The Madhya Pradesh High Court dismissed a writ petition challenging a disciplinary penalty imposed on a Process Writer in the District Court, Singrauli, who was punished for delay in submitting time-sensitive judicial data meant for the Chief Justice’s Conference. The Court upheld the disciplinary authority’s findings of misconduct and the appellate authority’s decision to reduce the penalty from withholding two increments with cumulative effect to non-cumulative withholding. The Court emphasized that “this is not a case of mere negligence but of repeated disobedience despite instructions.”


Facts

The petitioner, working as a Process Writer and posted as an Executant Clerk in the Court of Judicial Magistrate First Class, Deosar, was tasked with submitting quarterly reports on pending cases involving women, children, and the marginalized. Despite repeated directives from the District Judge’s office and the urgency of the matter (meant for submission in the Chief Justice’s Conference), the petitioner delayed submission of the required information in Format B until 06.07.2016 — a day after the deadline and after his suspension order dated 05.07.2016.

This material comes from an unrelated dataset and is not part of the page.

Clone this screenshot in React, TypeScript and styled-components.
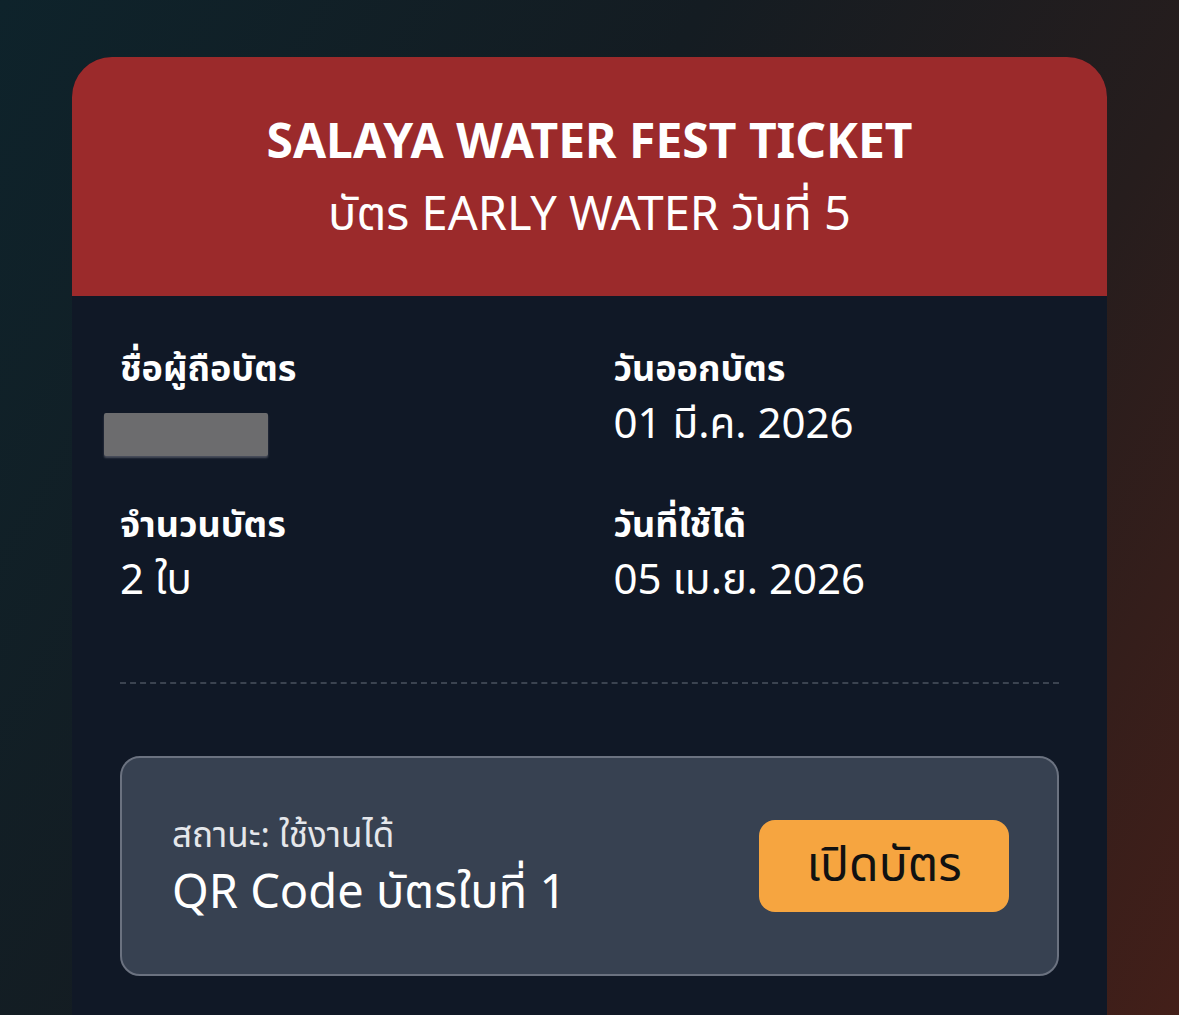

A departmental enquiry ensued, leading to the penalty of withholding two increments with cumulative effect. On appeal, this was modified to withholding increments without cumulative effect. The petitioner filed a writ petition challenging the disciplinary and appellate orders.


Issues

  1. Whether the delayed submission of information constituted ‘misconduct’ under the Madhya Pradesh Civil Services (Classification, Control & Appeal) Rules, 1966.
  2. Whether the punishment imposed was disproportionate.
  3. Whether interference by the High Court under Article 226 was warranted in departmental proceedings.

Petitioner’s Arguments

The petitioner argued that the delay was unintentional and arose due to his unawareness of the specified format (Format B). He claimed that the format was not available and he made efforts to obtain and complete it. He contended that the delay should, at most, be considered an act of negligence rather than misconduct. He relied on the Supreme Court’s decision in Union of India v. J. Ahmad, (1979) 2 SCC 286, which distinguished between negligence and misconduct and held that not every error constitutes punishable misconduct.


Respondent’s Arguments

The respondents submitted that the petitioner had been repeatedly instructed to furnish the information and was personally contacted by several officers. Despite being reminded multiple times via email, WhatsApp, and calls, he failed to comply. The respondents emphasized that the delay caused institutional embarrassment as the data could not be presented at the Chief Justice’s Conference. They argued that all procedural safeguards were followed in the departmental proceedings and that judicial review under Article 226 should be exercised sparingly in such matters. They relied on State Bank of Bikaner & Jaipur v. Prabhudayal Grover, AIR 1996 SC 320 and Dr. Yogiraj Sharma v. State of M.P., 2016 (1) MPLJ 537, to support the limited scope of judicial interference in disciplinary matters.


Analysis of the Law

The Court examined the scope of misconduct under the Rules, 1966, and considered the procedural fairness of the enquiry. It concluded that the petitioner had failed to act despite clear, repeated instructions, and this pattern of behavior surpassed mere negligence. The Court emphasized that judicial review cannot extend to reappreciating evidence or substituting its view in a properly conducted departmental enquiry unless there is a violation of natural justice or procedural irregularity.


Precedent Analysis

  1. Union of India v. J. Ahmad (1979) 2 SCC 286: Distinguished. The Court held that the present case involved repeated disobedience, not mere inefficiency or an innocent error.
  2. State Bank of Bikaner & Jaipur v. Prabhudayal Grover, AIR 1996 SC 320: Cited to limit judicial interference where findings are supported by evidence.
  3. Dr. Yogiraj Sharma v. State of M.P., 2016 (1) MPLJ 537: Followed. The Court held that when an enquiry is properly conducted, the High Court should not interfere in findings of fact or proportionality of penalty.

Court’s Reasoning

The Court scrutinized the evidence and procedure of the departmental enquiry. It found that:

  • Multiple witnesses corroborated that the petitioner was reminded to submit the information.
  • The petitioner was provided ample opportunity to respond and defend himself.
  • The explanation that the petitioner was unaware of Format B was unconvincing in the face of clear communication from the District Court and his failure to raise the issue promptly.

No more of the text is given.